**SUPPLIED MATERIAL**
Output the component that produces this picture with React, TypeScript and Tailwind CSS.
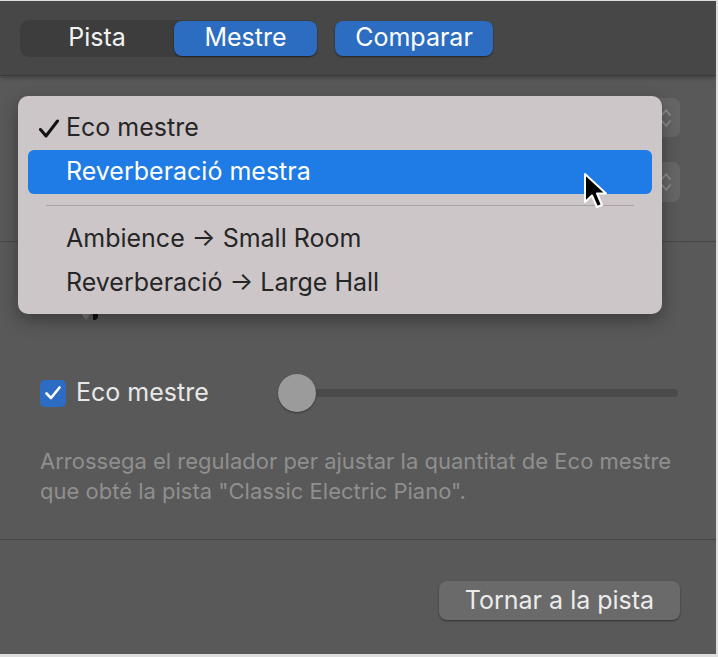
import React from 'react';

const MENU_ITEMS = [
  { label: 'Eco mestre', checked: true },
  { label: 'Reverberació mestra', active: true },
  { separator: true },
  { label: 'Ambience → Small Room' },
  { label: 'Reverberació → Large Hall' },
];

function Chevrons() {
  return (
    <svg width="12" height="22" viewBox="0 0 12 22" fill="none" stroke="#8a8a8a" strokeWidth="2" strokeLinecap="round" strokeLinejoin="round">
      <path d="M2 8 L6 3 L10 8" />
      <path d="M2 14 L6 19 L10 14" />
    </svg>
  );
}

function Cursor() {
  return (
    <svg width="26" height="38" viewBox="0 0 26 38" className="absolute left-[583px] top-[171px]">
      <path d="M2 2 L2 30 L9 23.5 L14 35 L19 33 L14 21.5 L23 21.5 Z" fill="#000" stroke="#fff" strokeWidth="2" strokeLinejoin="round" />
    </svg>
  );
}

function PopupMenu() {
  return (
    <div className="absolute left-[18px] top-[95px] w-[644px] rounded-[10px] bg-[#cdc6c9] pt-[10px] pb-[9px] px-[10px] shadow-[0_6px_18px_rgba(0,0,0,0.35)]">
      {MENU_ITEMS.map((item, idx) => {
        if (item.separator) {
          return (
            <div key={idx} className="h-[23px] flex items-center px-[18px]">
              <div className="h-px w-full bg-[#a8a2a6]" />
            </div>
          );
        }
        return (
          <div
            key={idx}
            className={`relative h-[44px] flex items-center pl-[38px] rounded-[6px] text-[25px] ${
              item.active ? 'bg-[#1f7be5] text-white' : 'text-[#262626]'
            }`}
          >
            {item.checked && (
              <svg width="22" height="20" viewBox="0 0 22 20" className="absolute left-[10px] top-[13px]" fill="none" stroke="#111" strokeWidth="3" strokeLinecap="round" strokeLinejoin="round">
                <path d="M2.5 10.5 L8 17 L19.5 2" />
              </svg>
            )}
            {item.label}
          </div>
        );
      })}
    </div>
  );
}

export default function App() {
  return (
    <div className="w-[718px] h-[657px] bg-[#dedede] pt-px font-['Inter','Noto_Sans',sans-serif]">
      <div className="relative w-[716px] h-[653px] bg-[#595959] flex flex-col overflow-hidden">
        {/* Top tab bar */}
        <div className="h-[75px] shrink-0 bg-[#474747] border-b border-[#3a3a3a] shadow-[0_2px_4px_rgba(0,0,0,0.25)] flex items-center pl-[20px] gap-[18px]">
          <div className="flex items-center h-[37px] rounded-[9px] bg-[#3d3d3d]">
            <div className="w-[154px] text-center text-[25px] text-[#f2f2f2]">Pista</div>
            <div className="w-[143px] h-[35px] flex items-center justify-center rounded-[8px] bg-[#2c6dc1] text-[25px] text-white shadow-[0_1px_2px_rgba(0,0,0,0.5)]">
              Mestre
            </div>
          </div>
          <div className="w-[158px] h-[35px] flex items-center justify-center rounded-[8px] bg-[#2c6dc1] text-[25px] text-white shadow-[0_1px_2px_rgba(0,0,0,0.5)]">
            Comparar
          </div>
        </div>

        {/* Send selectors (under the open menu) */}
        <div className="h-[166px] shrink-0 border-b border-[#474747] flex flex-col items-end pr-[36px] pt-[22px] gap-[25px]">
          <div className="w-[260px] h-[39px] rounded-[7px] bg-[#666666] flex items-center justify-end pr-[8px]">
            <Chevrons />
          </div>
          <div className="w-[260px] h-[40px] rounded-[7px] bg-[#666666] flex items-center justify-end pr-[8px]">
            <Chevrons />
          </div>
        </div>

        {/* Send amount */}
        <div className="h-[298px] shrink-0 border-b border-[#464646] pl-[40px] pr-[38px]">
          <div className="mt-[66px] ml-[40px] h-[12px] w-[18px] flex items-end gap-px">
            <div className="w-0 h-0 border-l-[6px] border-l-transparent border-r-[6px] border-r-transparent border-t-[8px] border-t-[#7a7a7a]" />
            <div className="w-[6px] h-[10px] bg-[#111] rounded-br-[4px]" />
          </div>
          <div className="mt-[53px] h-[40px] flex items-center">
            <div className="w-[26px] h-[27px] rounded-[5px] bg-[#2c6cc4] flex items-center justify-center">
              <svg width="18" height="16" viewBox="0 0 18 16" fill="none" stroke="#fff" strokeWidth="2.6" strokeLinecap="round" strokeLinejoin="round">
                <path d="M2.5 8.5 L7 13 L15.5 2.5" />
              </svg>
            </div>
            <span className="ml-[10px] w-[202px] text-[25px] text-[#e8e8e8]">Eco mestre</span>
            <div className="relative flex-1 h-[40px] flex items-center">
              <div className="ml-[19px] flex-1 h-[8px] rounded-full bg-[#4a4a4a]" />
              <div className="absolute left-0 top-px w-[38px] h-[38px] rounded-full bg-[#9b9b9b] shadow-[0_1px_2px_rgba(0,0,0,0.4)]" />
            </div>
          </div>
          <p className="mt-[33px] text-[22px] leading-[30px] text-[#8f8f8f]">
            Arrossega el regulador per ajustar la quantitat de Eco mestre que obté la pista "Classic Electric Piano".
          </p>
        </div>

        {/* Footer */}
        <div className="flex-1 flex justify-end items-start pr-[36px] pt-[41px]">
          <button className="w-[241px] h-[39px] rounded-[8px] bg-[#6a6a6a] text-[25px] text-[#ececec] shadow-[0_1px_2px_rgba(0,0,0,0.45)]">
            Tornar a la pista
          </button>
        </div>

        <PopupMenu />
        <Cursor />
      </div>
    </div>
  );
}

**WHAT THE TASK ASKS**
Scan the listing above. Gather each line that contains the word "React".

**RESPONSE**
Output the component that produces this picture with React, TypeScript and Tailwind CSS.
import React from 'react';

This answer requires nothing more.